Are you short on time

October 13, 2010 | 4 comments

A testifier last Wednesday night at church shared a new angle on not having enough time to get things done.

She said in effect that Einstein said there was no time, so that means we live in the now. She went on to say that when she feels rushed to get lots of activities done in one day, and she’s hurrying off to the grocery store, for instance, she slows down and tells herself, “I have plenty of now.” She quits rushing and enjoys the trip in prayerful peace.

You have plenty of now too.  Enjoy it calmy!

Happy day,

4 thoughts on “Are you short on time”

  1. On a spirituality.com chat about ‘having enough time,’ the speaker brought out 3 helpful ideas:

    1) Often, she said, when we feel we have too much to do and too little time and thus don’t know where to begin, she expressed that it’s never really an issue of needing more time — time is limitation, a mortal measurement. Rather, the need is simply to give our consent to whatever it is that is required of us. When we give our consent, we’ve opened our thought to accomplishing the duty more efficiently and we often find it demands much less of us than we had thought.

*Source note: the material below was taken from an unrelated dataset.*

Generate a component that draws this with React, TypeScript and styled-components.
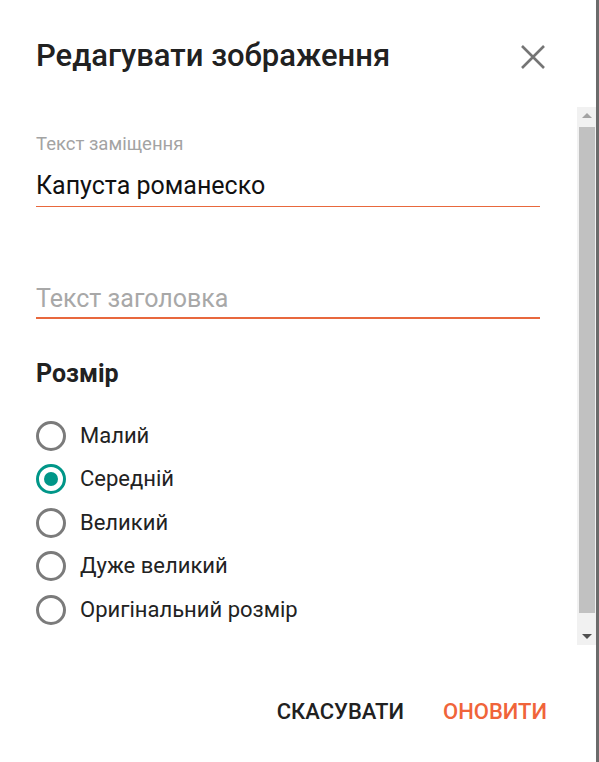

    2)The second idea in regard to fulfilling different demands requires listening. This means shifting thought away from the disorienting confusion of too much to do and turning to God to hear His direction, to yield to His control, to glimpse our role as reflection, not human reactors. Listening requires practice. We need to cultivate listening – quieting thought, stilling complaint and respond to the spiritual intuitions coming directly from divine Love.

    3)No matter what demand is placed upon us, do it with love! Just absolutely love the moment you are in, fulfill the demand with love, love, love. Even if it’s folding laundry, if that direction is impelled by God, then just love doing it. And move throughout your day, loving each and every quality of God you are expressing in each moment. Then, at the end of the day, we don’t have to measure our success simply by how many things we crossed off our list, but by how it was that we accomplished it — with love, joy, gratitude, expectancy!

  2. I was told recently that fear, stress and anxiety are of the future, and we should be so grateful we only live in the Now. If we live in the now then those things can’t touch us. Thanks for this reminder.